The union deal isn't the headline risk anymore. The real fracture line is internal. The non-semiconductor union division - workers outside the chip business - asked a Korean court on May 26 to block the vote, arguing the deal unfairly concentrated gains in the ultra-profitable chip segment. Roughly 12,000 members were reportedly angered by the compromise, and the bargaining representative revoked voting rights from hardline opponents to push the tally over the finish line.

Samsung's Union Truce Is Settled. The Stock Math Is the Real Story.

For an investor, that's a structural reminder: Samsung's labor model is now profit-proportional, not flat. As chip margins compress in a downcycle, bonuses compress with them. When margins expand, bonuses expand. The union got its linkage, but it also accepted cyclical exposure. That's not a red flag for 2026 or 2027 - it's something that could resurface when the memory cycle turns.

So what does the stack say to do?

The strike overhang is gone.
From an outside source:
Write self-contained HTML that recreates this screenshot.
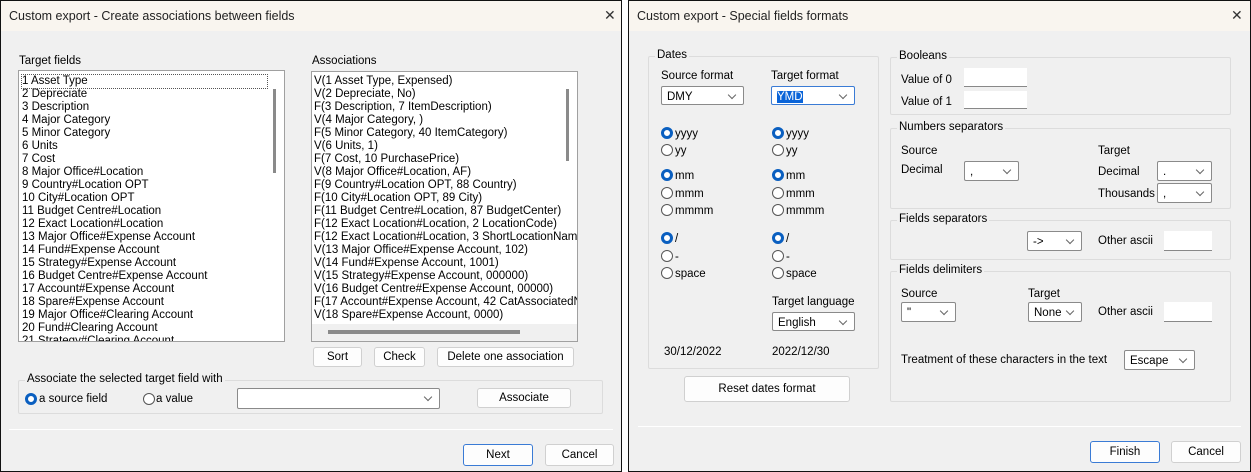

The bonus obligation is priced at a manageable percentage of record profits. The stock at 6x forward earnings on 282% profit growth is not an expensive number, even at a 52-week high. But it's not a blind buy either - the $73 billion capex cycle means free cash flow won't match operating profit, and memory cyclicality hasn't disappeared; it's just on the upswing.

If you already hold Samsung, there's no factor-driven reason to exit. The labor risk was always a tail event, and the market has been discounting cyclicality since the first quarter. If you're adding, size the position to the cycle risk, not the headline growth. The 6x forward multiple gives you room, but room and certainty aren't the same thing. Watch the Q2 guidance when it arrives - that's the next data point that tells you whether the AI memory demand story is accelerating or plateauing. The union deal is settled. The earnings cycle isn't.

The best outcome for this stock isn't a strike-free environment. It's a strike-free environment where the 70% DS division margin holds and the $73 billion investment pays off in HBM market share. The multiple compresses that scenario into 6x. Whether that's too low or just right depends on what happens next quarter.